Vento, strade strette e strappi a ripetizione: è l’Amstel Gold Race, la corsa della birra, prima prova del trittico delle Ardenne. Non una classica monumentale, ma un appuntamento che per storia (quasi sessanta le edizioni disputate) e distanza (253,6 chilometri) regge il passo delle sorelle più nobili. Si va da Maastricht a Valkenburg, su un percorso per atleti resistenti ed esplosivi, con 33 muri da affrontare, magari non iconici come quelli del Fiandre e della Liegi, ma in grado di metter a dura prova le gambe. Il meglio lo riserva sempre la seconda metà di gara, col doppio passaggio sul popolarissimo nonché popolatissimo Cauberg, dove gli olandesi si assiepano col boccale in mano fin dai metri iniziali in attesa della corsa. Sette le vittorie italiane, quasi tutte nel nuovo millennio, dei big mancano Pogacar e Van Aert, vincitori di due delle ultime tre edizioni: ecco le dieci facce che possono sventolare in cima al podio dei Paesi Bassi.
Mathieu Van der Poel. Vince perché in questa primavera gli riesce facilissimo, perchè questa è la prima classica che ha messo in bacheca cinque anni fa, perché dopo aver dato spettacolo in Belgio e Francia vuol farlo anche a casa sua. Non vince perché vuol risparmiare le batterie per dare l’assalto alla Liegi.
Tom Pidcock. Vince perché è una classica che ha sempre corso davanti, perché tranne il primo i gradini del podio li ha già frequentati tutti, perché dopo l’incidente ai Paesi Baschi ha corso una buona Roubaix. Non vince perché anche quando fa corsa di testa trova sempre qualcuno in grado di metterlo in difficoltà.

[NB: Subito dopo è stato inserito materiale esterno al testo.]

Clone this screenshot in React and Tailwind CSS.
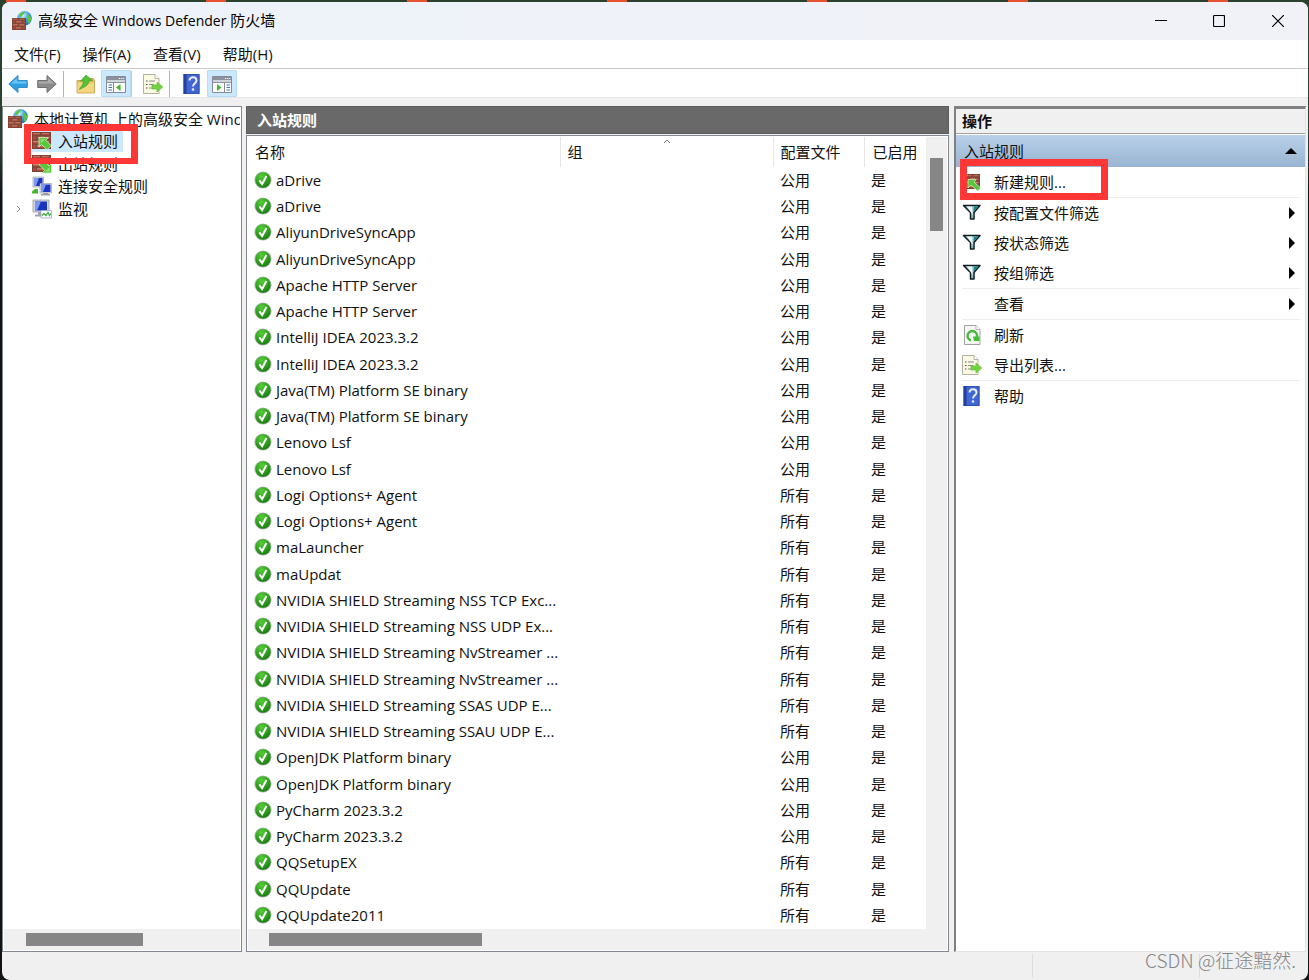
import React from "react";

const rules = [
  ["aDrive", "公用"],
  ["aDrive", "公用"],
  ["AliyunDriveSyncApp", "公用"],
  ["AliyunDriveSyncApp", "公用"],
  ["Apache HTTP Server", "公用"],
  ["Apache HTTP Server", "公用"],
  ["IntelliJ IDEA 2023.3.2", "公用"],
  ["IntelliJ IDEA 2023.3.2", "公用"],
  ["Java(TM) Platform SE binary", "公用"],
  ["Java(TM) Platform SE binary", "公用"],
  ["Lenovo Lsf", "公用"],
  ["Lenovo Lsf", "公用"],
  ["Logi Options+ Agent", "所有"],
  ["Logi Options+ Agent", "所有"],
  ["maLauncher", "所有"],
  ["maUpdat", "所有"],
  ["NVIDIA SHIELD Streaming NSS TCP Exc...", "所有"],
  ["NVIDIA SHIELD Streaming NSS UDP Ex...", "所有"],
  ["NVIDIA SHIELD Streaming NvStreamer ...", "所有"],
  ["NVIDIA SHIELD Streaming NvStreamer ...", "所有"],
  ["NVIDIA SHIELD Streaming SSAS UDP E...", "所有"],
  ["NVIDIA SHIELD Streaming SSAU UDP E...", "所有"],
  ["OpenJDK Platform binary", "公用"],
  ["OpenJDK Platform binary", "公用"],
  ["PyCharm 2023.3.2", "公用"],
  ["PyCharm 2023.3.2", "公用"],
  ["QQSetupEX", "所有"],
  ["QQUpdate", "所有"],
  ["QQUpdate2011", "所有"],
];

const Svg = ({ children, className = "w-5 h-5" }) => (
  <svg viewBox="0 0 20 20" className={`${className} shrink-0`} aria-hidden="true">
    {children}
  </svg>
);

const Bricks = ({ x = 0, y = 0, w = 19, h = 16 }) => (
  <svg x={x} y={y} width={w} height={h} viewBox="0 0 19 16" preserveAspectRatio="none">
    <rect width="19" height="16" fill="#a94a36" />
    <path d="M0 1h8M10 1h8M6 5h7M0 9h8M10 9h8M5 13h8" stroke="#cf8670" strokeWidth="1.200" />
    <path
      d="M0 3.5h19M0 7.5h19M0 11.5h19M8.5 0v3.5M17.5 0v3.5M4.5 3.5v4M13.5 3.5v4M8.5 7.5v4M17.5 7.5v4M4.5 11.5v4.500M13.5 11.5v4.500"
      stroke="#6d4a42"
      strokeWidth="1"
      fill="none"
    />
    <rect x=".5" y=".5" width="18" height="15" fill="none" stroke="#7d4235" strokeWidth="1" />
  </svg>
);

const FirewallIcon = () => (
  <Svg>
    <defs>
      <radialGradient id="globe" cx=".4" cy=".3" r=".8">
        <stop offset="0" stopColor="#d3f4ff" />
        <stop offset=".5" stopColor="#3b9fe6" />
        <stop offset="1" stopColor="#1a4fa8" />
      </radialGradient>
    </defs>
    <circle cx="12.500" cy="7.300" r="7.200" fill="url(#globe)" />
    <path d="M7.500 3.500c1.500-2 4-3 5-2.500S11 4 10 5 8.500 6 7.500 6ZM16 3.500c2 1 3.500 3 3 5.500-.7 2.500-2 4-3 3.500s.5-3-.7-4.500-.3-3.500.7-4.500Z" fill="#5ac443" />
    <Bricks x={0} y={7} w={14} h={12} />
  </Svg>
);

const InboundIcon = () => (
  <Svg>
    <Bricks x={0} y={1} h={17} />
    <path d="M7 6.500h9.500l-2.700 2.700 5.400 5.400-4.400 4.400-5.300-5.500L7 16Z" fill="#56c83a" stroke="#d9f3d0" strokeWidth=".8" />
    <path d="M8.500 8h5L9 12.500Z" fill="#8fe070" />
  </Svg>
);

const OutboundIcon = () => (
  <Svg>
    <Bricks x={0} y={1} h={17} />
    <path d="M19.500 19H10l2.700-2.700-5.400-5.400 4.400-4.400 5.300 5.500 2.500-2.500Z" fill="#56c83a" stroke="#d9f3d0" strokeWidth=".8" />
    <path d="M18 17.500h-5l4.500-4.500Z" fill="#8fe070" />
  </Svg>
);

const NewRuleIcon = () => (
  <Svg>
    <Bricks x={4} y={2} w={14} h={15} />
    <path d="M6 7.500h8.500L12 10l6.500 6-3 3-6.500-6-3 3Z" fill="#56c83a" stroke="#d9f5cd" strokeWidth=".7" />
    <path d="m3.500 0 .8 2.200 2.200.8-2.200.8L3.500 6l-.8-2.200L.5 3l2.200-.8Z" fill="#f6b73c" />
  </Svg>
);

const ConnectionIcon = () => (
  <Svg>
    <path d="M1 1h10.500v10H1Z" fill="#dcdfe6" stroke="#8d929e" strokeWidth=".6" />
    <path d="M2 2h8.500v8H2Z" fill="#1a34c0" />
    <path d="M2 2h5l-3 8H2Z" fill="#7d98f0" />
    <path d="M0 15.500 3 13h3v4.500H0Z" fill="#46b52e" />
    <path d="M8 7.500h11.500V17H8Z" fill="#e4e6eb" stroke="#8d929e" strokeWidth=".6" />
    <path d="M9 8.500h9.500V16H9Z" fill="#1a34c0" />
    <path d="M9 8.500h5L11 16H9Z" fill="#7d98f0" />
    <path d="M11 17h5v1h2v1.500H9V18h2Z" fill="#9a9da5" />
  </Svg>
);

const MonitorIcon = () => (
  <Svg>
    <path d="M1 1h16v12H1Z" fill="#d4d7df" stroke="#888d98" strokeWidth=".7" />
    <path d="M3 2.500h12v9H3Z" fill="#1a34c0" />
    <path d="M3 2.500h6l-4 9H3Z" fill="#7d98f0" />
    <path d="M6 13h5v2h2v2.500H3v-2h3Z" fill="#9fa3ad" />
    <path d="M9 11.500h10.500V19H9Z" fill="#f8fbff" stroke="#8aa0be" strokeWidth=".7" />
    <path d="m10 16.500 2-2 2 2 2-3 1.500 3 1.500-2" fill="none" stroke="#39a836" strokeWidth="1.200" />
  </Svg>
);

const ArrowIcon = ({ forward }) => (
  <Svg className={forward ? "w-5 h-5 -scale-x-100" : "w-5 h-5"}>
    <path
      d="M.8 10 10 1.500v5h9.300v7H10v5Z"
      fill={forward ? "#8b8b8b" : "#2f9fe2"}
      stroke={forward ? "#707070" : "#3a8cc2"}
      strokeWidth="1"
      strokeLinejoin="round"
    />
    <path d="M3 9.500 9 4v3.500h9.300v2Z" fill={forward ? "#ababab" : "#6cc6f3"} />
  </Svg>
);

const FolderUpIcon = () => (
  <Svg>
    <path d="M1 6.500h6l1-2h9.500l1 2V19H1Z" fill="#e2b755" stroke="#c09a45" strokeWidth=".8" />
    <path d="M1.500 8.500h16.500v10H1.500Z" fill="#f3d681" />
    <path d="M3.500 15.500c.5-3 3.500-3 4-8.500H4.500L10 1l6.500 5.500H13c0 5-4 6-9.500 9Z" fill="#55c235" stroke="#3b9a26" strokeWidth=".6" />
  </Svg>
);

const PaneIcon = ({ right }) => (
  <Svg>
    <path d="M.5 2.500h19v16H.5Z" fill="#fdfdfd" stroke="#858b94" />
    <path d="M1 3h18v3H1Z" fill="#8b929d" />
    <path d="M13 4.500h1.200M15.200 4.500h1.200M17.300 4.500h1" stroke="#fff" />
    <path d="M1 6h18v2.500H1Z" fill="#d2d5da" />
    <path d="M1 8.500h18" stroke="#8b929d" />
    {right ? (
      <>
        <path d="M12.500 8.500v10" stroke="#858b94" />
        <path d="M14.500 11h3.500M14.500 13.500h3.500M14.500 16h3.500" stroke="#3e76bd" />
        <path d="M5 10v7l4.500-3.500Z" fill="#44b52c" />
      </>
    ) : (
      <>
        <path d="M7.500 8.500v10" stroke="#858b94" />
        <path d="M2.500 11H6M2.500 13.500H6M2.500 16H6" stroke="#3e76bd" />
        <path d="M14.500 10v7L10 13.500Z" fill="#44b52c" />
      </>
    )}
  </Svg>
);

const ExportIcon = () => (
  <Svg>
    <path d="M.5.5h11.500l4 4v15H.5Z" fill="#fbf9e4" stroke="#b3b1a0" />
    <path d="M12 .5v4h4" fill="#fff" stroke="#a3a18f" strokeWidth=".8" />
    <path d="M3 7h1.500M3 10.500h1.500M3 14h1.500" stroke="#555" strokeWidth="1.200" />
    <path d="M6 7h6M6 10.500h5M6 14h5" stroke="#8c8c8c" strokeWidth="1.200" />
    <path d="M9 11h5V8l5.800 5-5.800 5v-3H9Z" fill="#73d33f" stroke="#62bb3d" strokeWidth=".7" />
  </Svg>
);

const HelpIcon = () => (
  <Svg>
    <path d="M1.500 0H17.500v20H1.500Z" fill="#4166d3" />
    <path d="M1.500 0H4.500v20H1.500Z" fill="#22409f" />
    <path d="M4.500 .5h12.500v19H4.500" fill="none" stroke="#2f50b4" />
    <path d="M7.500 6.500c0-4.300 7-4.300 7 0 0 2.700-3.500 2.800-3.500 6" fill="none" stroke="#e8eefc" strokeWidth="2" />
    <circle cx="11" cy="15.500" r="1.300" fill="#e8eefc" />
  </Svg>
);

const FilterIcon = () => (
  <Svg>
    <path d="M1.500 2.500h16.500L12 9.500V16H8.500V9.500Z" fill="#a9d0d3" stroke="#101c1f" strokeWidth="1.500" strokeLinejoin="round" />
    <path d="M12 3.500h4.500L11.300 9v6.500H10.500Z" fill="#168087" />
    <path d="M5 3.500h5l.3 5v3Z" fill="#eef6f6" />
  </Svg>
);

const RefreshIcon = () => (
  <Svg>
    <path d="M2.500.5H14l4 4v15H2.500Z" fill="#f7f7f7" stroke="#a0a0a0" />
    <path d="M14 .5v4h4" fill="#fff" stroke="#a0a0a0" strokeWidth=".8" />
    <path d="M9 15.300A4.700 4.700 0 1 1 14.800 12" fill="none" stroke="#45bb38" strokeWidth="2.400" />
    <path d="M11 11.500h6.500v4.500H12Z" fill="#45bb38" />
  </Svg>
);

const CheckIcon = () => (
  <Svg className="w-[18px] h-[18px]">
    <defs>
      <radialGradient id="ok" cx=".4" cy=".25" r=".8">
        <stop offset="0" stopColor="#55cf38" />
        <stop offset="1" stopColor="#167b0e" />
      </radialGradient>
    </defs>
    <circle cx="10" cy="10" r="9.500" fill="#a9b5a6" />
    <circle cx="10" cy="10" r="8.500" fill="url(#ok)" />
    <path d="m6 10.500 3 4L13.800 5.500" fill="none" stroke="#fff" strokeWidth="2.200" />
  </Svg>
);

const treeItems = [
  { label: "入站规则", Icon: InboundIcon, selected: true },
  { label: "出站规则", Icon: OutboundIcon },
  { label: "连接安全规则", Icon: ConnectionIcon },
  { label: "监视", Icon: MonitorIcon, expandable: true },
];

const actionGroups = [
  [{ label: "新建规则...", Icon: NewRuleIcon, marked: true }],
  [
    { label: "按配置文件筛选", Icon: FilterIcon, submenu: true },
    { label: "按状态筛选", Icon: FilterIcon, submenu: true },
    { label: "按组筛选", Icon: FilterIcon, submenu: true },
  ],
  [{ label: "查看", submenu: true }],
  [
    { label: "刷新", Icon: RefreshIcon },
    { label: "导出列表...", Icon: ExportIcon },
  ],
  [{ label: "帮助", Icon: HelpIcon }],
];

function TitleBar() {
  return (
    <header className="flex h-[38px] items-center bg-gradient-to-r from-[#edf2fa] to-[#f1f2f7] pl-[10px] text-black">
      <FirewallIcon />
      <h1 className="ml-[6px] flex-1 pb-[2px]">
        高级安全 <span className="text-sm">Windows Defender</span> 防火墙
      </h1>
      <button aria-label="最小化" className="flex h-full w-[58px] items-center justify-center">
        <svg viewBox="0 0 12 12" className="h-3 w-3"><path d="M0 5.500h12" stroke="#000" /></svg>
      </button>
      <button aria-label="最大化" className="flex h-full w-[58px] items-center justify-center">
        <svg viewBox="0 0 12 12" className="h-3 w-3">
          <rect x=".5" y=".5" width="11" height="11" rx="1" fill="none" stroke="#000" strokeWidth="1.200" />
        </svg>
      </button>
      <button aria-label="关闭" className="flex h-full w-[60px] items-center justify-center">
        <svg viewBox="0 0 12 12" className="h-3 w-3">
          <path d="m0 0 12 12M12 0 0 12" stroke="#000" strokeWidth="1.200" />
        </svg>
      </button>
    </header>
  );
}

function MenuBar() {
  return (
    <nav className="flex h-[29px] items-center gap-[22px] border-b border-[#c8c8c8] bg-white pb-px pl-3">
      {["文件(F)", "操作(A)", "查看(V)", "帮助(H)"].map((item) => (
        <button key={item}>{item}</button>
      ))}
    </nav>
  );
}

function Toolbar() {
  return (
    <div className="flex h-[29px] items-center border-b border-[#e6e6e6] bg-white pl-[6px] pt-px">
      <button aria-label="后退"><ArrowIcon /></button>
      <button aria-label="前进" className="ml-[9px]"><ArrowIcon forward /></button>
      <span className="ml-[6px] h-[26px] w-px bg-[#b4b4b4]" />
      <button aria-label="上移" className="ml-3"><FolderUpIcon /></button>
      <button aria-label="显示控制台树" className="ml-[5px] flex h-[27px] w-[30px] items-center justify-center rounded-[1px] border border-[#b5dbf7] bg-[#cce8ff]">
        <PaneIcon />
      </button>
      <span className="h-[26px] w-px bg-[#c9c9c9]" />
      <button aria-label="导出列表" className="ml-[11px]"><ExportIcon /></button>
      <span className="ml-[6px] h-[26px] w-px bg-[#b4b4b4]" />
      <button aria-label="帮助" className="ml-3"><HelpIcon /></button>
      <button aria-label="显示操作窗格" className="ml-[5px] flex h-[27px] w-[30px] items-center justify-center rounded-[1px] border border-[#b5dbf7] bg-[#cce8ff]">
        <PaneIcon right />
      </button>
    </div>
  );
}

function TreePane() {
  return (
    <aside className="flex w-[240px] shrink-0 flex-col border border-[#828790] bg-white p-px">
      <ul className="flex-1 whitespace-nowrap">
        <li className="flex h-[22px] items-center overflow-hidden pl-1">
          <FirewallIcon />
          <span className="ml-[6px] min-w-0 flex-1 overflow-hidden pb-px">本地计算机 上的高级安全 Wind</span>
        </li>
        {treeItems.map(({ label, Icon, selected, expandable }) => (
          <li key={label} className="relative flex h-[22px] items-center pl-[11px] odd:h-[23px]">
            <span className="w-[17px]">
              {expandable && (
                <svg viewBox="0 0 8 8" className="h-2 w-2"><path d="m2 1 3 3-3 3" fill="none" stroke="#8a8a8a" /></svg>
              )}
            </span>
            <button className={selected ? "flex h-[22px] items-center bg-[#cce8ff] pr-[5px]" : "flex h-[22px] items-center pr-[5px]"}>
              <Icon />
              <span className="ml-[6px]">{label}</span>
            </button>
            {selected && (
              <span className="absolute -top-[6px] left-[20px] z-10 h-[40px] w-[114px] border-[7px] border-b-[6px] border-[#fd3636]" />
            )}
          </li>
        ))}
      </ul>
      <div className="h-[21px] bg-[#f0f0f0] py-1 pl-[22px]">
        <div className="h-[13px] w-[117px] bg-[#868686]" />
      </div>
    </aside>
  );
}

function RuleList() {
  return (
    <main className="flex min-w-0 flex-1 flex-col">
      <h2 className="flex h-[28px] items-center border border-[#5c5c5c] bg-[#696969] pl-[10px] font-bold text-white">入站规则</h2>
      <div className="mt-px flex flex-1 flex-col border border-[#828790] bg-white p-px">
        <div className="flex flex-1">
          <table className="min-w-0 flex-1 table-fixed border-collapse self-start text-left">
            <colgroup>
              <col className="w-[312px]" />
              <col />
              <col className="w-[91px]" />
              <col className="w-[62px]" />
            </colgroup>
            <thead>
              <tr className="h-[30px]">
                <th className="border-r border-[#e5e5e5] pl-[7px] font-normal">名称</th>
                <th className="relative border-r border-[#e5e5e5] pl-[7px] font-normal">
                  组
                  <svg viewBox="0 0 8 5" className="absolute left-1/2 top-[2px] h-[5px] w-2 -translate-x-1/2">
                    <path d="m1 4 3-3 3 3" fill="none" stroke="#777" />
                  </svg>
                </th>
                <th className="border-r border-[#e5e5e5] pl-[7px] font-normal">配置文件</th>
                <th className="pl-2 font-normal">已启用</th>
              </tr>
            </thead>
            <tbody>
              {rules.map(([name, profile], i) => (
                <tr key={i} className="h-[26px] nth-[4n]:h-[27px]">
                  <td className="p-0 pl-[6px]">
                    <div className="flex items-center gap-1 whitespace-nowrap">
                      <CheckIcon />
                      <span>{name}</span>
                    </div>
                  </td>
                  <td />
                  <td className="p-0 pl-[7px]">{profile}</td>
                  <td className="p-0 pl-[7px]">是</td>
                </tr>
              ))}
            </tbody>
          </table>
          <div className="w-[21px] shrink-0 bg-[#f0f0f0] pl-1 pt-[21px]">
            <div className="h-[73px] w-[13px] bg-[#868686]" />
          </div>
        </div>
        <div className="h-[21px] bg-[#f0f0f0] py-1 pl-[21px]">
          <div className="h-[13px] w-[213px] bg-[#868686]" />
        </div>
      </div>
    </main>
  );
}

function ActionsPane() {
  return (
    <aside className="ml-px w-[352px] shrink-0 border-l-2 border-t-[3px] border-r border-b border-[#808080] border-r-[#e3e3e3] border-b-[#e3e3e3] bg-white">
      <h2 className="flex h-[25px] items-center border-b border-[#a0a0a0] bg-[#f0f0f0] pl-[6px] font-bold">操作</h2>
      <button className="mt-px flex h-8 w-full items-center justify-between bg-gradient-to-b from-[#b9d1ea] to-[#99b4d1] pl-2 pr-2">
        <span>入站规则</span>
        <svg viewBox="0 0 12 6" className="h-[6px] w-3"><path d="M0 6 6 0l6 6Z" /></svg>
      </button>
      <div className="divide-y divide-[#ececec] pl-[6px] pr-[5px]">
        {actionGroups.map((group, i) => (
          <ul key={i}>
            {group.map(({ label, Icon, submenu, marked }) => (
              <li key={label} className="relative">
                <button className="flex h-[30px] w-full items-center pb-px text-left">
                  <span className="w-8">{Icon && <Icon />}</span>
                  <span className="flex-1">{label}</span>
                  {submenu && (
                    <svg viewBox="0 0 6 12" className="mr-[5px] h-3 w-[6px]"><path d="M0 0l6 6-6 6Z" /></svg>
                  )}
                </button>
                {marked && (
                  <span className="absolute -left-[2px] -top-[8px] h-[41px] w-[148px] border-[7px] border-[#fd3636]" />
                )}
              </li>
            ))}
          </ul>
        ))}
      </div>
    </aside>
  );
}

export default function App() {
  return (
    <div className="flex min-h-screen flex-col bg-gradient-to-b from-[#2c4230] from-15% to-[#101413] to-20% pl-[2px] pr-px font-['Open_Sans','Noto_Sans_CJK_SC',sans-serif] text-[15px] leading-5 text-[#111]">
      {/* Browser tabs peeking out behind the window */}
      <div className="flex h-[2px] justify-between pl-1 pr-20">
        {[0, 1, 2, 3, 4, 5, 6].map((n) => (
          <span key={n} className="h-full w-5 bg-[#e8502f]" />
        ))}
      </div>
      <div className="flex flex-1 flex-col overflow-hidden rounded-lg bg-[#f0f0f0]">
        <TitleBar />
        <MenuBar />
        <Toolbar />
        <div className="flex flex-1 gap-1 pr-[2px] pt-2">
          <TreePane />
          <RuleList />
          <ActionsPane />
        </div>
        <footer className="flex h-7 justify-end">
          <span className="my-[2px] w-[167px] border-l border-[#dedede]" />
          <span className="relative my-[2px] w-[109px] border-l border-[#dedede]">
            <span className="absolute -top-[6px] right-3 whitespace-nowrap font-['Noto_Sans_CJK_SC',sans-serif] text-[19px] font-light leading-6 text-[#858585]">
              CSDN @征途黯然.
            </span>
          </span>
        </footer>
      </div>
    </div>
  );
}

Ben Healy. Vince perché c’è andato vicino anche un anno fa, perché percorsi come questi lo esaltano, perché dopo il rodaggio del mese scorso è arrivato il momento di raccogliere. Non vince perché la sua generosità spesso finisce per diventare un limite e corse come questa non te lo permettono.
Benoit Cosnefroy. Vince perché fin qui la sua stagione è stata buonissima, perché il secondo posto di due anni fa dice che è adattissimo a questa prova, perché con Gregoire è il più indicato a riportare la Francia in cima al podio. Non vince perché nelle classiche essere un buon comprimario non significa esser anche un vincente.
Andrea Bagioli. Vince perché si è preparato per le Ardenne, perché il sesto posto di un anno fa dà fiducia, perché con Velasco, Albanese, Rota e il baby Busatto è fra i pochi che possono regalare un sorriso al ciclismo azzurro. Non vince perché troverà sulla sua strada avversari più esperti e tirati a lucido di lui.
Marc Hirschi. Vince perché queste sono le sue corse, perché fin qui non ha avuto troppe occasioni per mettersi in mostra, perché con McNulty ha la possibilità di non far rimpiangere il capitano Pogacar. Non vince perché lavorare in appoggio al suo leader gli ha tolto un po’ di smalto nei momenti chiave.
Maxim Van Gils. Vince perché nelle classiche delle Ardenne sa come si corre davanti, perché da inizio stagione sta facendo collezione di piazzamenti nei dieci, perché ha le qualità per diventare un vincente. Non vince perché a 24 anni gli manca ancora un pizzico di esperienza per lasciarsi dietro i migliori.
Matias Skjelmose. Vince perché è un altro danese da classiche, perché a 23 anni ha già dimostrato che le Ardenne sono il suo terreno di caccia preferito, perché fin qui ha corso poco e l’ha fatto sempre da protagonista. Non vince perché arrivare in alto è più facile che trasformarsi da protagonista in vincitore.
Michael Matthews. Vince perché è uno di quelli che non soffre sugli strappi, perché qui si è piazzato bene un paio di volte, perché laddove non arriva con la gamba può sempre rimediare con l’esperienza. Non vince perché è da un mese che sta andando molto forte e il serbatoio potrebbe cominciare a presentare il conto.
Matej Mohoric. Vince perché in questa corsa ha sempre fatto bene e può fare benissimo, perché il percorso è della misura giusta per lui, perché è l’occasione migliore per cercare quel risultato al Nord che insegue. Non vince perché la caduta al Fiandre e il successivo stop qualcosa gli ha tolto.